Description of the task - Your task is to extract every entry that follows word for word while excluding the pictures.

Extracted information -

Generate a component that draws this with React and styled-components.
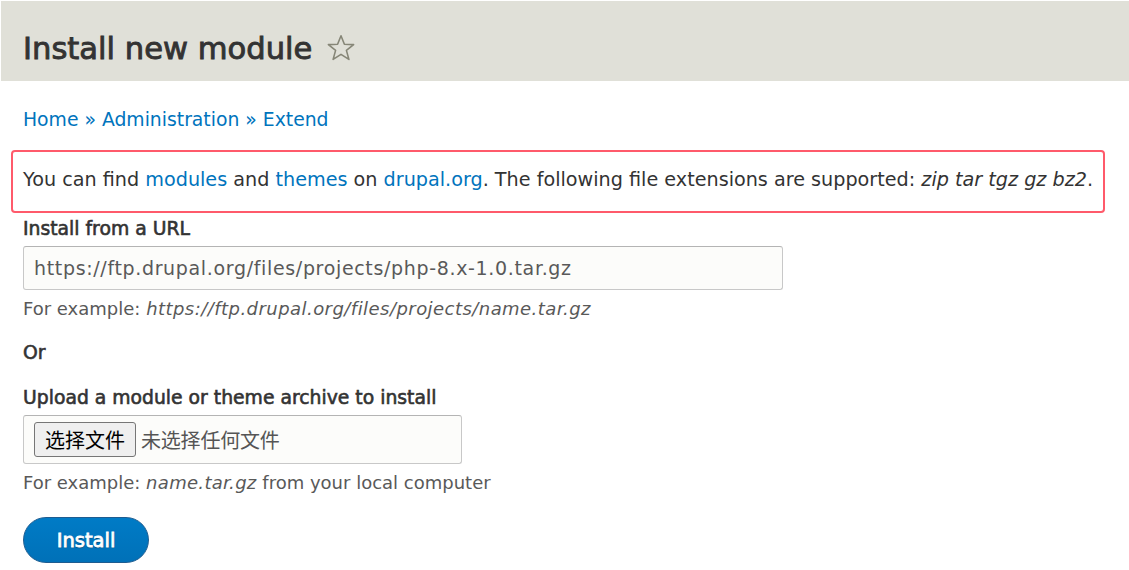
import React from "react";
import styled, { createGlobalStyle } from "styled-components";

const Global = createGlobalStyle`
  html, body { margin: 0; padding: 0; background: #fff; }
  body {
    font-family: "DejaVu Sans", "Noto Sans CJK SC", sans-serif;
    color: #333;
  }
`;

const Page = styled.div`
  width: 1129px;
  height: 570px;
  overflow: hidden;
  display: flex;
  flex-direction: column;
`;

const Header = styled.header`
  background: #e0e0d8;
  height: 80px;
  margin: 1px 0 0 1px;
  display: flex;
  align-items: center;
  padding: 0 22px;
  gap: 14px;
`;

const Title = styled.h1`
  margin: 0;
  font-size: 30.6px;
  font-weight: 400;
  -webkit-text-stroke: 0.9px #333;
  color: #333;
  padding-top: 16px;
  line-height: 38px;
`;

const StarIcon = styled.svg`
  margin-top: 14px;
  flex: none;
`;

const Star = () => (
  <StarIcon width="30" height="28" viewBox="0 0 30 28">
    <path
      d="M15 1.8 L18.4 10.2 L27.6 10.6 L20.4 16.4 L22.9 25.4 L15 20.3 L7.1 25.4 L9.6 16.4 L2.4 10.6 L11.6 10.2 Z"
      fill="none"
      stroke="#868677"
      strokeWidth="1.6"
      strokeLinejoin="round"
    />
  </StarIcon>
);

const Content = styled.main`
  padding: 0 23px;
  font-size: 19px;
  display: flex;
  flex-direction: column;
`;

const Breadcrumb = styled.nav`
  margin-top: 27px;
  line-height: 24px;
  color: #0074bd;
  font-size: 18.8px;
`;

const Link = styled.a`
  color: #0074bd;
  text-decoration: none;
`;

const Highlight = styled.div`
  margin: 18px 1px 0 -12px;
  border: 2px solid #ff5a6b;
  border-radius: 4px;
  padding: 0 0 4px 10px;
  height: 55px;
  display: flex;
  align-items: center;
  font-size: 19.2px;
  white-space: nowrap;
`;

const Label = styled.div`
  font-weight: 400;
  -webkit-text-stroke: 0.6px #333;
  font-size: 18.8px;
  line-height: 24px;
  margin-top: ${(p) => p.$top}px;
`;

const TextInput = styled.div`
  margin-top: 5px;
  width: ${(p) => p.$w}px;
  height: ${(p) => p.$h}px;
  box-sizing: border-box;
  border: 1px solid #c8c8c8;
  border-top-color: #b4b4b4;
  border-radius: 3px;
  background: #fcfcfa;
  display: flex;
  align-items: center;
  padding: 0 ${(p) => p.$pad}px;
  font-size: 19px;
  letter-spacing: 0.66px;
  color: #595959;
  gap: 5px;
  white-space: nowrap;
`;

const FileButton = styled.span`
  font-family: "Noto Sans CJK SC", sans-serif;
  font-size: 20px;
  letter-spacing: 0;
  color: #000;
  background: #efefef;
  border: 1px solid #767676;
  border-radius: 3px;
  height: 35px;
  padding: 0 10px;
  display: flex;
  align-items: center;
  box-sizing: border-box;
`;

const FileText = styled.span`
  font-family: "Noto Sans CJK SC", sans-serif;
  font-size: 20px;
  letter-spacing: -0.2px;
  color: #555;
`;

const Description = styled.div`
  margin-top: 7px;
  font-size: 18px;
  line-height: 24px;
  color: #595959;
  white-space: nowrap;
`;

const Example = styled.em`
  letter-spacing: ${(p) => p.$ls || 0}px;
`;

const Button = styled.button`
  margin-top: 22px;
  width: 126px;
  height: 46px;
  border: 1px solid #1e5c90;
  border-radius: 23px;
  background: linear-gradient(#007bc6, #0071b8);
  color: #fff;
  font-family: "DejaVu Sans", sans-serif;
  font-weight: 400;
  -webkit-text-stroke: 0.8px #fff;
  font-size: 19.5px;
  text-shadow: 0 1px 1px rgba(0, 0, 0, 0.5);
  cursor: pointer;
  padding: 0;
`;

export default function App() {
  return (
    <Page>
      <Global />
      <Header>
        <Title>Install new module</Title>
        <Star />
      </Header>
      <Content>
        <Breadcrumb>
          <Link href="#">Home</Link> » <Link href="#">Administration</Link> »{" "}
          <Link href="#">Extend</Link>
        </Breadcrumb>
        <Highlight>
          <span>
            You can find <Link href="#">modules</Link> and{" "}
            <Link href="#">themes</Link> on <Link href="#">drupal.org</Link>.
            The following file extensions are supported:{" "}
            <em>zip tar tgz gz bz2</em>.
          </span>
        </Highlight>
        <Label $top={4}>Install from a URL</Label>
        <TextInput $w={760} $h={44} $pad={10}>
          https://ftp.drupal.org/files/projects/php-8.x-1.0.tar.gz
        </TextInput>
        <Description>
          For example:{" "}
          <Example $ls={0.45}>https://ftp.drupal.org/files/projects/name.tar.gz</Example>
        </Description>
        <Label $top={20}>Or</Label>
        <Label $top={21}>Upload a module or theme archive to install</Label>
        <TextInput $w={439} $h={49} $pad={10}>
          <FileButton>选择文件</FileButton>
          <FileText>未选择任何文件</FileText>
        </TextInput>
        <Description>
          For example: <Example $ls={0.3}>name.tar.gz</Example> from your local computer
        </Description>
        <Button>Install</Button>
      </Content>
    </Page>
  );
}
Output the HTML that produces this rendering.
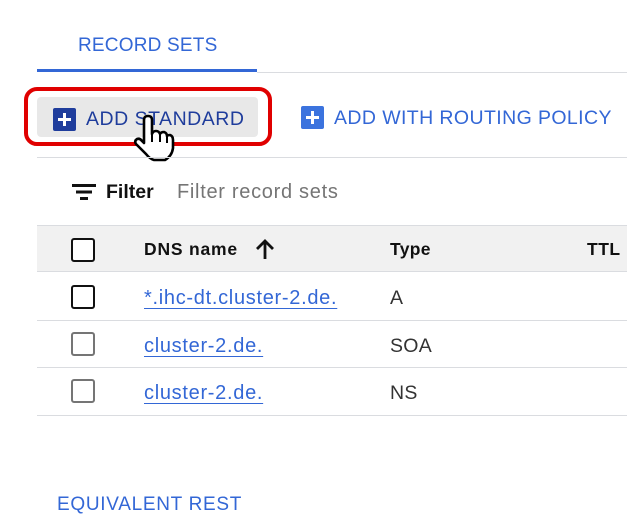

The completed task -
Generate a component that draws this with React and styled-components.
import React from "react";
import styled, { createGlobalStyle } from "styled-components";

const Global = createGlobalStyle`
  html, body { margin: 0; padding: 0; background: #fff; }
  body {
    font-family: "DejaVu Sans", "Noto Sans CJK SC", sans-serif;
    color: #333;
  }
`;

const Page = styled.div`
  width: 1129px;
  height: 570px;
  overflow: hidden;
  display: flex;
  flex-direction: column;
`;

const Header = styled.header`
  background: #e0e0d8;
  height: 80px;
  margin: 1px 0 0 1px;
  display: flex;
  align-items: center;
  padding: 0 22px;
  gap: 14px;
`;

const Title = styled.h1`
  margin: 0;
  font-size: 30.6px;
  font-weight: 400;
  -webkit-text-stroke: 0.9px #333;
  color: #333;
  padding-top: 16px;
  line-height: 38px;
`;

const StarIcon = styled.svg`
  margin-top: 14px;
  flex: none;
`;

const Star = () => (
  <StarIcon width="30" height="28" viewBox="0 0 30 28">
    <path
      d="M15 1.8 L18.4 10.2 L27.6 10.6 L20.4 16.4 L22.9 25.4 L15 20.3 L7.1 25.4 L9.6 16.4 L2.4 10.6 L11.6 10.2 Z"
      fill="none"
      stroke="#868677"
      strokeWidth="1.6"
      strokeLinejoin="round"
    />
  </StarIcon>
);

const Content = styled.main`
  padding: 0 23px;
  font-size: 19px;
  display: flex;
  flex-direction: column;
`;

const Breadcrumb = styled.nav`
  margin-top: 27px;
  line-height: 24px;
  color: #0074bd;
  font-size: 18.8px;
`;

const Link = styled.a`
  color: #0074bd;
  text-decoration: none;
`;

const Highlight = styled.div`
  margin: 18px 1px 0 -12px;
  border: 2px solid #ff5a6b;
  border-radius: 4px;
  padding: 0 0 4px 10px;
  height: 55px;
  display: flex;
  align-items: center;
  font-size: 19.2px;
  white-space: nowrap;
`;

const Label = styled.div`
  font-weight: 400;
  -webkit-text-stroke: 0.6px #333;
  font-size: 18.8px;
  line-height: 24px;
  margin-top: ${(p) => p.$top}px;
`;

const TextInput = styled.div`
  margin-top: 5px;
  width: ${(p) => p.$w}px;
  height: ${(p) => p.$h}px;
  box-sizing: border-box;
  border: 1px solid #c8c8c8;
  border-top-color: #b4b4b4;
  border-radius: 3px;
  background: #fcfcfa;
  display: flex;
  align-items: center;
  padding: 0 ${(p) => p.$pad}px;
  font-size: 19px;
  letter-spacing: 0.66px;
  color: #595959;
  gap: 5px;
  white-space: nowrap;
`;

const FileButton = styled.span`
  font-family: "Noto Sans CJK SC", sans-serif;
  font-size: 20px;
  letter-spacing: 0;
  color: #000;
  background: #efefef;
  border: 1px solid #767676;
  border-radius: 3px;
  height: 35px;
  padding: 0 10px;
  display: flex;
  align-items: center;
  box-sizing: border-box;
`;

const FileText = styled.span`
  font-family: "Noto Sans CJK SC", sans-serif;
  font-size: 20px;
  letter-spacing: -0.2px;
  color: #555;
`;

const Description = styled.div`
  margin-top: 7px;
  font-size: 18px;
  line-height: 24px;
  color: #595959;
  white-space: nowrap;
`;

const Example = styled.em`
  letter-spacing: ${(p) => p.$ls || 0}px;
`;

const Button = styled.button`
  margin-top: 22px;
  width: 126px;
  height: 46px;
  border: 1px solid #1e5c90;
  border-radius: 23px;
  background: linear-gradient(#007bc6, #0071b8);
  color: #fff;
  font-family: "DejaVu Sans", sans-serif;
  font-weight: 400;
  -webkit-text-stroke: 0.8px #fff;
  font-size: 19.5px;
  text-shadow: 0 1px 1px rgba(0, 0, 0, 0.5);
  cursor: pointer;
  padding: 0;
`;

export default function App() {
  return (
    <Page>
      <Global />
      <Header>
        <Title>Install new module</Title>
        <Star />
      </Header>
      <Content>
        <Breadcrumb>
          <Link href="#">Home</Link> » <Link href="#">Administration</Link> »{" "}
          <Link href="#">Extend</Link>
        </Breadcrumb>
        <Highlight>
          <span>
            You can find <Link href="#">modules</Link> and{" "}
            <Link href="#">themes</Link> on <Link href="#">drupal.org</Link>.
            The following file extensions are supported:{" "}
            <em>zip tar tgz gz bz2</em>.
          </span>
        </Highlight>
        <Label $top={4}>Install from a URL</Label>
        <TextInput $w={760} $h={44} $pad={10}>
          https://ftp.drupal.org/files/projects/php-8.x-1.0.tar.gz
        </TextInput>
        <Description>
          For example:{" "}
          <Example $ls={0.45}>https://ftp.drupal.org/files/projects/name.tar.gz</Example>
        </Description>
        <Label $top={20}>Or</Label>
        <Label $top={21}>Upload a module or theme archive to install</Label>
        <TextInput $w={439} $h={49} $pad={10}>
          <FileButton>选择文件</FileButton>
          <FileText>未选择任何文件</FileText>
        </TextInput>
        <Description>
          For example: <Example $ls={0.3}>name.tar.gz</Example> from your local computer
        </Description>
        <Button>Install</Button>
      </Content>
    </Page>
  );
}
Output the HTML that produces this rendering.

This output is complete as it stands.